┌──

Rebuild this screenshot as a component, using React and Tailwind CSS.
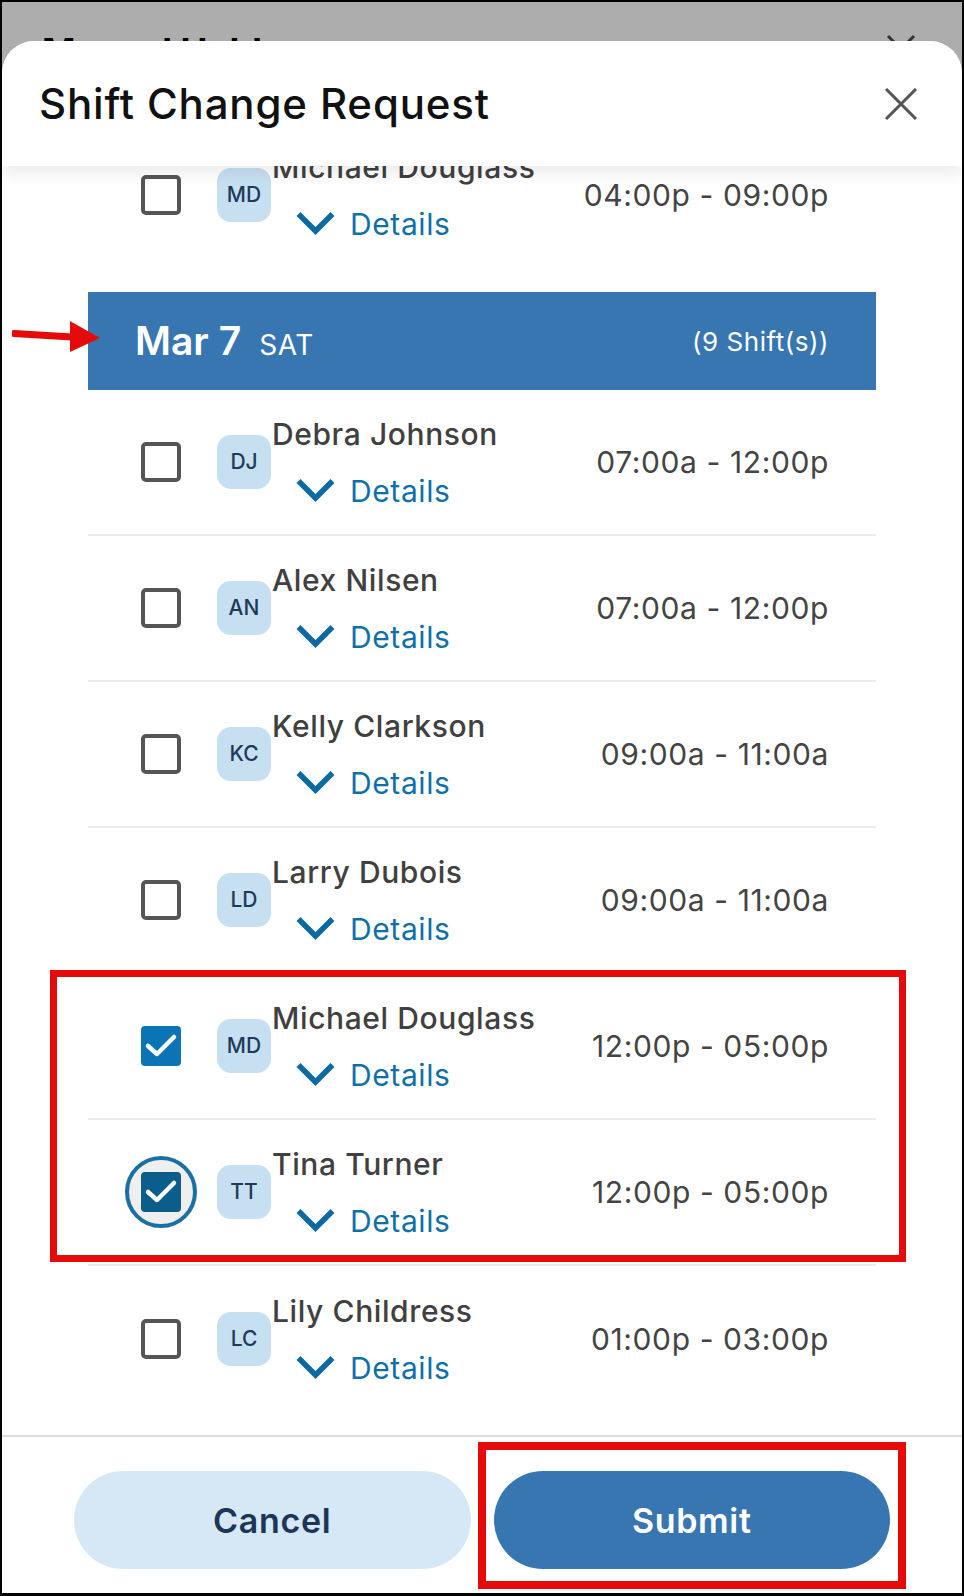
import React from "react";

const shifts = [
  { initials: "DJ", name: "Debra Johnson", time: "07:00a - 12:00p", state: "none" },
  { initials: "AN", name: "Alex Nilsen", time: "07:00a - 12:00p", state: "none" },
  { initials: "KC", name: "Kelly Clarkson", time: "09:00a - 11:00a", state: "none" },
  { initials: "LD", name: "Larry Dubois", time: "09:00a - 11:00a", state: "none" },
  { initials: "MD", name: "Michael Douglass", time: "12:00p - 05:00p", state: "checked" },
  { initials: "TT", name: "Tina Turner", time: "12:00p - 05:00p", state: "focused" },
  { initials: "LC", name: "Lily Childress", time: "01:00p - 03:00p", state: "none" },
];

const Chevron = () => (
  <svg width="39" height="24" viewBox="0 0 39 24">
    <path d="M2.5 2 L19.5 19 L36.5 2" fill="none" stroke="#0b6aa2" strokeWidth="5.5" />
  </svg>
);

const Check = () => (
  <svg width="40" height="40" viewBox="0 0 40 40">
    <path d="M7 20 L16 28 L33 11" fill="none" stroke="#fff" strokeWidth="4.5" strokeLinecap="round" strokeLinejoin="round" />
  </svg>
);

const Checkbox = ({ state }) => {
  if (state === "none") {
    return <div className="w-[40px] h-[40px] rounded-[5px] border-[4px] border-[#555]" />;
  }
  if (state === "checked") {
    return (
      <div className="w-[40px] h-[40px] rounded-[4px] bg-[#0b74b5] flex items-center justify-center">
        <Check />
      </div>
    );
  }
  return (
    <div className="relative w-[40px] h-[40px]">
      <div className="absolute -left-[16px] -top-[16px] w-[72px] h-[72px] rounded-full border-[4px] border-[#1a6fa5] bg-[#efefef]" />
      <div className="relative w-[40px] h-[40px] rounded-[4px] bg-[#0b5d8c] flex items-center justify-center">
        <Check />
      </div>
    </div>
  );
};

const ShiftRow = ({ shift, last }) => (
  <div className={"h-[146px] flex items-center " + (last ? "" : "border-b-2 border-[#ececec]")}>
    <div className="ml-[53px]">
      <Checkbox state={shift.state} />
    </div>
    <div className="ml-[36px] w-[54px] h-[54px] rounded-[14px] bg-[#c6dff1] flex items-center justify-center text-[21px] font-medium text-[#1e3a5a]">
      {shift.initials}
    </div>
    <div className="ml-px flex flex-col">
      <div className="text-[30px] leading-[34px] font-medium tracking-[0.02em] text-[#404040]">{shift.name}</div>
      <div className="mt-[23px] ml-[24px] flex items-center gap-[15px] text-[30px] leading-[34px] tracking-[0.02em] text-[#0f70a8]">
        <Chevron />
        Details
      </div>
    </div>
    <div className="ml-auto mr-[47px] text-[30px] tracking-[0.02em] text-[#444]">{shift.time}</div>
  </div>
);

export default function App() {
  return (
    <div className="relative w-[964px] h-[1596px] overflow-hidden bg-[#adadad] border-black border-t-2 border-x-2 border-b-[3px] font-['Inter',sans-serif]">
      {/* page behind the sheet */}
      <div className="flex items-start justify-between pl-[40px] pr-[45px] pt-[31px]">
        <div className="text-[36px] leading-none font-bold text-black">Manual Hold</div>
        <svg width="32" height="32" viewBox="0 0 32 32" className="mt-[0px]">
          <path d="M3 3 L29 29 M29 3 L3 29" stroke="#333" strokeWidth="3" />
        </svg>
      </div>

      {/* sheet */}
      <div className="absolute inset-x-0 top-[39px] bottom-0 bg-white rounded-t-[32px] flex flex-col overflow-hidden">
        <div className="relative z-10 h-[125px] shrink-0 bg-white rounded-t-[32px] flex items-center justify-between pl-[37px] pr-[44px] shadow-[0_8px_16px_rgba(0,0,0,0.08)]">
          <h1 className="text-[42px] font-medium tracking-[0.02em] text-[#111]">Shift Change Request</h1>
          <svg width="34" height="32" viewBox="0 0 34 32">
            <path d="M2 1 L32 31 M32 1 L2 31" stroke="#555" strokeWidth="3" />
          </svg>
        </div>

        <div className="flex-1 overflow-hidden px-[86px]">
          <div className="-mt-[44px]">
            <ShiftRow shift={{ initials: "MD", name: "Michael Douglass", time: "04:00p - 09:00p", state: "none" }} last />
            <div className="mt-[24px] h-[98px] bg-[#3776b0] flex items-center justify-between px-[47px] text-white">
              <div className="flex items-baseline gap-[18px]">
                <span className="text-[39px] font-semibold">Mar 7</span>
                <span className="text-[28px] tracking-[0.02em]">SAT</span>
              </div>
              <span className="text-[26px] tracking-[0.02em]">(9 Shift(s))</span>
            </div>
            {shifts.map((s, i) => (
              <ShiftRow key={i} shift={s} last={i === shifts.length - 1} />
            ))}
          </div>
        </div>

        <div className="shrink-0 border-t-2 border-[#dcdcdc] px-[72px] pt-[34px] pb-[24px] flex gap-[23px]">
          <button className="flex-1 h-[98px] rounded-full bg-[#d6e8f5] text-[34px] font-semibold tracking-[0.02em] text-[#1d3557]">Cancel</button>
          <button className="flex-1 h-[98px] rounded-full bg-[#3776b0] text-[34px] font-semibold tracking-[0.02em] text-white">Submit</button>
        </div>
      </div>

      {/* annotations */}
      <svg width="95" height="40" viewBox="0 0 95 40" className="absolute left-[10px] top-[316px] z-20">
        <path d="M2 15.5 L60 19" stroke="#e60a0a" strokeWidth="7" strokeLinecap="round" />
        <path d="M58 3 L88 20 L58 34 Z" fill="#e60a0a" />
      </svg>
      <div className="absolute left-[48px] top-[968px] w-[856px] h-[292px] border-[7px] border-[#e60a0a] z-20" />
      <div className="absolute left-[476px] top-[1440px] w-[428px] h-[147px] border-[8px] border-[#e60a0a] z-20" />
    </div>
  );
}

└──
┌──

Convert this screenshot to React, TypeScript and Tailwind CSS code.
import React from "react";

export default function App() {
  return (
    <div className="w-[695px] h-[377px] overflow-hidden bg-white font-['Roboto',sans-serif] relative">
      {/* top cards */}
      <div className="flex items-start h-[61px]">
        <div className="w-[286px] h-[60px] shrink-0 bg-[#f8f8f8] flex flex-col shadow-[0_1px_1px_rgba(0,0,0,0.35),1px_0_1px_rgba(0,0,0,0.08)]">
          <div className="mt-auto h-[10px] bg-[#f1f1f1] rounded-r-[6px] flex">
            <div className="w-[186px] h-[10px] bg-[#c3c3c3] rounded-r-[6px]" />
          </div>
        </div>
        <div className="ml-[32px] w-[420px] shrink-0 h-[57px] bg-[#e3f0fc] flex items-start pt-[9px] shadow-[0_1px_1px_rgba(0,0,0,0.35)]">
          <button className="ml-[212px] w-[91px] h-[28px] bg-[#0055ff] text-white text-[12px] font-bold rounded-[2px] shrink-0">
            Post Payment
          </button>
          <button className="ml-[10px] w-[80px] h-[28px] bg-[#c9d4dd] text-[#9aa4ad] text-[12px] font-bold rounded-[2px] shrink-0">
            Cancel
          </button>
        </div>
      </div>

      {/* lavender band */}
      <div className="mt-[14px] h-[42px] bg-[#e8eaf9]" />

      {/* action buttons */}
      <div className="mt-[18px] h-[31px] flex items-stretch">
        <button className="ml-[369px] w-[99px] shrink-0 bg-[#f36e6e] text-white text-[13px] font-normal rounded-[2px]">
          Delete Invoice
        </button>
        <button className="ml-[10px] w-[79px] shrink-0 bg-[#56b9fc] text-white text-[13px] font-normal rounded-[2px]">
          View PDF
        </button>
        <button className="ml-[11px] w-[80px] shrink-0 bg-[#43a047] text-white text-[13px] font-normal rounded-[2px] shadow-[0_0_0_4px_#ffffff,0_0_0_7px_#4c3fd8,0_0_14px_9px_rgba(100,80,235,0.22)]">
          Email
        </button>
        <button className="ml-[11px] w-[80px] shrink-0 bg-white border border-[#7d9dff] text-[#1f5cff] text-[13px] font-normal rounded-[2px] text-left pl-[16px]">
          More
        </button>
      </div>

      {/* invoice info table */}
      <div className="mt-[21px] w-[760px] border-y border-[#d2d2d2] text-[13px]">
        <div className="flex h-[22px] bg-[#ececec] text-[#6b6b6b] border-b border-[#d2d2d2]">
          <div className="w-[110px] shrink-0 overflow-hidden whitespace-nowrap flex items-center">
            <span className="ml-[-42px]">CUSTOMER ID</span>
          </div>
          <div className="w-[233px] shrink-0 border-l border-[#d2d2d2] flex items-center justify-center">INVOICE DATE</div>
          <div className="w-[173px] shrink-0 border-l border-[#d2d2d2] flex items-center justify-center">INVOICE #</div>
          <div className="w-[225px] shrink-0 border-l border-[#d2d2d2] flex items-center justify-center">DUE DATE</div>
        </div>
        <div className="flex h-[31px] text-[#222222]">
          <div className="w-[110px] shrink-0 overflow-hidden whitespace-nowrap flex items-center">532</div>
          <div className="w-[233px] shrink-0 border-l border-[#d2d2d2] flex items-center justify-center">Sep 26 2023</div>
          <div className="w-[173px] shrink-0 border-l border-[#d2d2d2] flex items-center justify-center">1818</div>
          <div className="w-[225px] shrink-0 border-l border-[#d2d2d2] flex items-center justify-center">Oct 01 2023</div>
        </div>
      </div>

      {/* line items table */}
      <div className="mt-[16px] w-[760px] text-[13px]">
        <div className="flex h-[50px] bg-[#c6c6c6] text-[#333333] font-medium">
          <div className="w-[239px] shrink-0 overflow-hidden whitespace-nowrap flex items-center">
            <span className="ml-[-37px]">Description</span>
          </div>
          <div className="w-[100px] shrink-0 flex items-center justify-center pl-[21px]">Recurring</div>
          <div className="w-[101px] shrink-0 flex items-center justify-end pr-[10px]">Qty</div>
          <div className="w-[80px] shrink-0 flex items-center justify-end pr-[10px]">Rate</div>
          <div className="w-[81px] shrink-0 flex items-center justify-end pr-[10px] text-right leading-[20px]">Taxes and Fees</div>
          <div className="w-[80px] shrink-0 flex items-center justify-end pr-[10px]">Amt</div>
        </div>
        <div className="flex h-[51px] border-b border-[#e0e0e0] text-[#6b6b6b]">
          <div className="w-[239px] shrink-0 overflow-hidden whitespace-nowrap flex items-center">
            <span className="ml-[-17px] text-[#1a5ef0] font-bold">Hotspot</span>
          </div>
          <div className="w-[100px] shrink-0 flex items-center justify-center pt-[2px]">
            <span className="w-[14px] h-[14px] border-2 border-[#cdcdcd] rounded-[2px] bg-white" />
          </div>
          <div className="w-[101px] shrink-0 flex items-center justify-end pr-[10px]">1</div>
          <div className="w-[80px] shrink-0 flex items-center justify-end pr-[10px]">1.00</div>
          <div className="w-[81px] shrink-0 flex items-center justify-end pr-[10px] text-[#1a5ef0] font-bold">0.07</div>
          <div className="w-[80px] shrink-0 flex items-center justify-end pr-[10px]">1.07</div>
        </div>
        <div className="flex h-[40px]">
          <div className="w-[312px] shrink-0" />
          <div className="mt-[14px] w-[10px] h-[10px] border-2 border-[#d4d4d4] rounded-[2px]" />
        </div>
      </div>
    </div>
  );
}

└──

Isolate each line of the listing above that includes "Tailwind". Copy it.

▶ **Exercise solution**:
Rebuild this screenshot as a component, using React and Tailwind CSS.
Convert this screenshot to React, TypeScript and Tailwind CSS code.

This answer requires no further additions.